-- Begin --

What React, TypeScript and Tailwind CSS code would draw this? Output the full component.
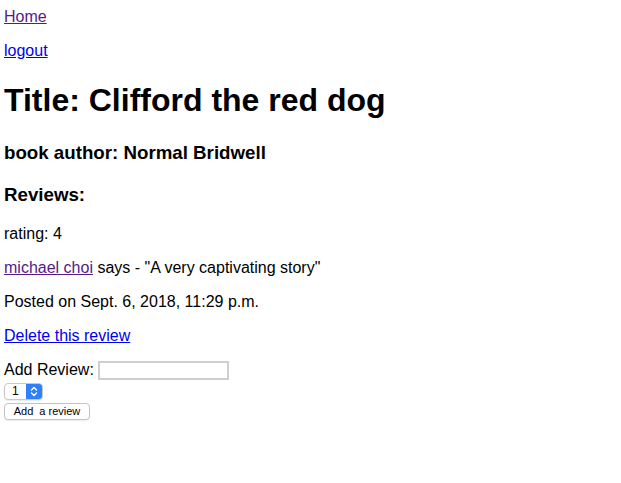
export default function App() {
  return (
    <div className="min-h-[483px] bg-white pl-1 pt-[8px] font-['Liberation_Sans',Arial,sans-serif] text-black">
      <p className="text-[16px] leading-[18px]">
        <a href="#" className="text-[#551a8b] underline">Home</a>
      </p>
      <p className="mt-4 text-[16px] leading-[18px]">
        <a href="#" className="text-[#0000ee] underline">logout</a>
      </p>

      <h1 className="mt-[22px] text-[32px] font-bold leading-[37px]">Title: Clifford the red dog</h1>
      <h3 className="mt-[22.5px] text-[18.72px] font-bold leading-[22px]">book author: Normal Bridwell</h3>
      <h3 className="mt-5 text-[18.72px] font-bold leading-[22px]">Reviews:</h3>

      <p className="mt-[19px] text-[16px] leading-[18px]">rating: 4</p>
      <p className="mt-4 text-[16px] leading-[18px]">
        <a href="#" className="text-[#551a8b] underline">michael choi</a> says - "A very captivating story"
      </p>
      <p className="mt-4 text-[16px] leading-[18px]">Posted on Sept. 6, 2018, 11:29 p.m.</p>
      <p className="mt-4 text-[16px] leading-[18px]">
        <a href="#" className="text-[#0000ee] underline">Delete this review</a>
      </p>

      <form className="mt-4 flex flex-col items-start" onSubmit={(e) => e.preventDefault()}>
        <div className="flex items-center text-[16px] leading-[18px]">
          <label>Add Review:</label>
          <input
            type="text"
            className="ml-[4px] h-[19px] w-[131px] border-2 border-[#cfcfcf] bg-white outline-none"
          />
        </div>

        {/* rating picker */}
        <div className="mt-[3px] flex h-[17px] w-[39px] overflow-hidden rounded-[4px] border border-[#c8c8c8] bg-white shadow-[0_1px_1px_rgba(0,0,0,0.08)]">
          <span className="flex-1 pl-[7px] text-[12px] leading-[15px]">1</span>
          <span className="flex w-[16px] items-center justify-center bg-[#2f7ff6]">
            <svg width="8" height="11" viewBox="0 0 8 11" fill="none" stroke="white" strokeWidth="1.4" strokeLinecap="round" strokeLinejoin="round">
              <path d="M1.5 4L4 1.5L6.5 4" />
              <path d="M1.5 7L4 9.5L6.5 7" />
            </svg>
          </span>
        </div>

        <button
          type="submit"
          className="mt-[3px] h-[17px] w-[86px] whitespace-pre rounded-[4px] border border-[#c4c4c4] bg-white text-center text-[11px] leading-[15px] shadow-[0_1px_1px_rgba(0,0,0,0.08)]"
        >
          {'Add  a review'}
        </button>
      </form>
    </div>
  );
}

-- End --

## Aim of the task
Within the listing above, work out how many lines contain the string "this", and reply with that number only.

## Solution
2